ICE

, a brittle transparent body, formed of some fluid, frozen or fixed by cold. The specific gravity of Ice to water, is various, according to the nature and circumstances of the water, degree of cold, &c. Dr. Irving (Phipps's Voyage towards the North Pole) found the densest Ice he could meet with about a 14th part lighter than water. M. de Mairan found it, at different trials, 1-14th, 18th, or 19th lighter than water; and when the water was previously purged of air, only a 22d part.

The rarefaction of Ice has been supposed owing to the <*>ir-bubbles produced in Ice while freezing; these, being considerably large in proportion to the water frozen, render the Ice so much specifically lighter. It is well known that a considerable quantity of air is lodged in the interstices of water, though it has there little or no elastic property, on account of the disunion of its particles; but upon these particles coming closer together, and uniting as the water freezes, light, expansive, and elastic air-bubbles are thus generated, and increase in bulk as the cold grows stronger, and by their elastic force bursts to pieces any vessel in which the water is closely contained. But snow-water, or any water long boiled over the fire, affords an Ice more solid, and with fewer bubbles. Pure water long kept in vacuo and frozen afterwards there, freezes much sooner, on being exposed to the same degree of cold, than water unpurged of its air and set in the open atmosphere. And the Ice made of water thus divested of its air, is much harder, more solid and transparent, and heavier than common Ice.

But M. de Mairan, in a dissertation on Ice, attributes the increase of the bulk of the water under this form, chiefly to a different arrangement of its parts: the icy skin on water being composed of filaments which are found to be joined constantly and regularly at an angle of 60°, and which, by this disposition, occupy a greater volume than if they were parallel. Besides, after Ice is formed, he found it continue to expand by cold; a piece of Ice, which was at first only a 14th part specifically lighter than water, on being exposed some days to the frost, became a 12th part lighter; and thus he accounts for the bursting of Ice in ponds.

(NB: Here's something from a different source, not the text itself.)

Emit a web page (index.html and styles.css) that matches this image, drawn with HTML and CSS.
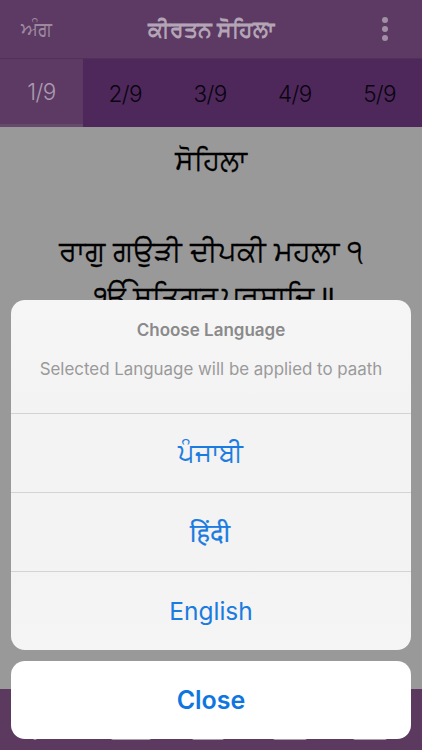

It appears from an experiment of Dr. Hooke, in 1663, that Ice refracts the light less than water; whence he infers, that the lightness of Ice, which causes it to swim in water, is not produced merely by the small bubbles which are visible in it, but that it arises from the uniform constitution or general texture of the whole mass: a fact which was afterward confirmed by M. de la Hire. See Hooke's Exper. by Derham, p. 26, Acad. Per. 1693, Mem. p. 25.

Sir Robert Barker thus describes the process of making Ice in the East Indies, in a country where he never saw any natural Ice. On a large plain they dig three or four pits, each about 30 feet square, and 2 feet deep; the bottoms of which are covered, about 8 or <*>2 inches thick, with sugar-cane, or the stems of the large Indian corn, dried. On this bed are placed in rows a number of small shallow unglazed earthen pans, formed of a very porous earth, a quarter of an inch thick, and about an inch and a quarter deep; which, at the dusk of the evening, they fill with soft water that has been boiled. In the morning before sunrise the Ice-makers attend at the pits, and collect what has been frozen in baskets, which they convey to the place of preservation. This is usually prepared in some high and dry situation, by sinking a pit 14 or 15 feet deep, which they line first with straw, and then with a coarse kind of blanketing. The Ice is deposited in this pit, and beaten down with rammers, till at length its own accumulated cold again freezes it, and it forms one solid mass. The mouth of the pit is well secured from the exterior air with straw and blankets, and a thatched roof is thrown over the whole. Philos. Trans. vol. 65, p. 252.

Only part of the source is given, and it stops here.